In wells producing a significant crude phase, a corrosion inhibitor that is oil soluble and only slightly water dispersible is often employed. Such corrosion inhibitor will film metal from the oil phase, providing long-term persistency to the metal surface and thus often requiring only intermittent batch feeding of the corrosion inhibitor to the formation down the tubing or into the annulus. In injection water or other systems where water is a significant phase, however, corrosion inhibitors must be either totally water soluble or highly water dispersible to carry through the surface line and tubing system. These corrosion inhibitors generally are not persistent, and it is necessary to feed them continuously, always maintaining a residual amount in the system. Loss of corrosion inhibitor residuals results in desorption of inhibitor film and loss of protection.
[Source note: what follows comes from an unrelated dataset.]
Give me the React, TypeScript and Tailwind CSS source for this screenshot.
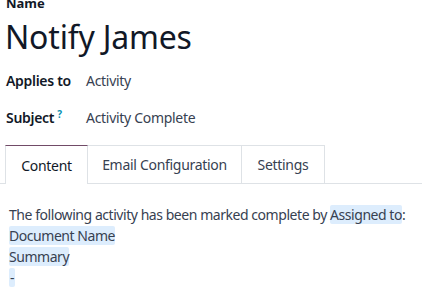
import React from "react";

export default function App() {
  const font = { fontFamily: '"Noto Sans", "Open Sans", sans-serif' };
  return (
    <div className="w-[422px] h-[306px] overflow-hidden bg-white text-[#1f2937]" style={font}>
      <div className="pl-[6px] -mt-[6px]">
        <div className="text-[13px] font-bold leading-[18px] text-[#111827]">Name</div>
        <div className="mt-[3px] text-[32px] leading-[44px] text-[#111827] -ml-[1px] tracking-[-0.2px]">Notify James</div>
        <div className="mt-[13px] grid grid-cols-[80px_1fr] gap-y-[19px] text-[14px] leading-[18px] tracking-[-0.3px]">
          <div className="font-semibold text-[#111827]">Applies to</div>
          <div className="text-[#374151]">Activity</div>
          <div className="font-semibold text-[#111827]">
            Subject<sup className="ml-[3px] text-[#0891b2] font-bold text-[10px]">?</sup>
          </div>
          <div className="text-[#374151]">Activity Complete</div>
        </div>
      </div>
      <div className="mt-[18px] flex border-b border-[#dee2e6]">
        <div className="w-[5px]" />
        <div className="flex text-[14px] text-[#374151] tracking-[-0.3px]">
          <div className="-mb-px h-[39px] w-[83px] flex items-center justify-center border-t border-t-[#714b67] border-x border-x-[#dee2e6] bg-white text-[#111827]">
            Content
          </div>
          <div className="h-[38px] w-[154px] flex items-center justify-center border-t border-r border-[#dee2e6]">
            Email Configuration
          </div>
          <div className="h-[38px] w-[83px] flex items-center justify-center border-t border-r border-[#dee2e6]">
            Settings
          </div>
        </div>
      </div>
      <div className="pl-[9px] pt-[20px] text-[14px] leading-[21px] text-[#374151] tracking-[-0.45px] whitespace-nowrap">
        <div>
          The following activity has been marked complete by{" "}
          <span className="bg-[#ddedfd] rounded-[2px]">Assigned to</span>:
        </div>
        <div><span className="bg-[#ddedfd] rounded-[2px]">Document Name</span></div>
        <div><span className="bg-[#ddedfd] rounded-[2px]">Summary</span></div>
        <div><span className="bg-[#ddedfd] rounded-[2px] px-[1px]">-</span></div>
      </div>
    </div>
  );
}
Since maintaining corrosion inhibitor residuals is critical to maintaining protection in injection water systems, and in any system having a predominant or significant water phase, inhibitor residuals are routinely determined in the field to provide close control. The currently used method is a procedure wherein the amine-type compounds present in a water sample are first extracted, and then the concentration of these compounds are determined colorimetrically. This and other known procedures are discussed in more detail below.
It would be highly desirable to provide a method for monitoring water soluble corrosion inhibitor concentration in the waters of injection water systems and other large aqueous systems that is faster than current methods. It would be highly desirable to provide such a monitoring method that provides real-time analysis, detecting any corrosion inhibitor underfeeding in time to permit system changes before real corrosion damage occurs. It would be highly desirable to provide such a monitoring method that is product specific, focussing only the compound of interest, and avoiding interferences from other compounds. It would be highly desirable to provide such a monitoring method that directly analyzes one of the "actives" that provide the corrosion protection, instead of an inert dye or other tracer compound that does not behave chemically similar to the corrosion inhibitor product. It would be highly desirable to provide such a monitoring method that determines corrosion inhibitor actives precisely, while maintaining the desired speed and product specificity. It is an object of the present invention to provide such a method with aforesaid highly desirable advantages over current methods of monitoring corrosion inhibitors, and by virtue of such fast, specific and precise monitoring also provide a method for controlling the dosage of corrosion inhibitor for such systems. The invention and these and other objects and advantages of the invention are described in more detail below.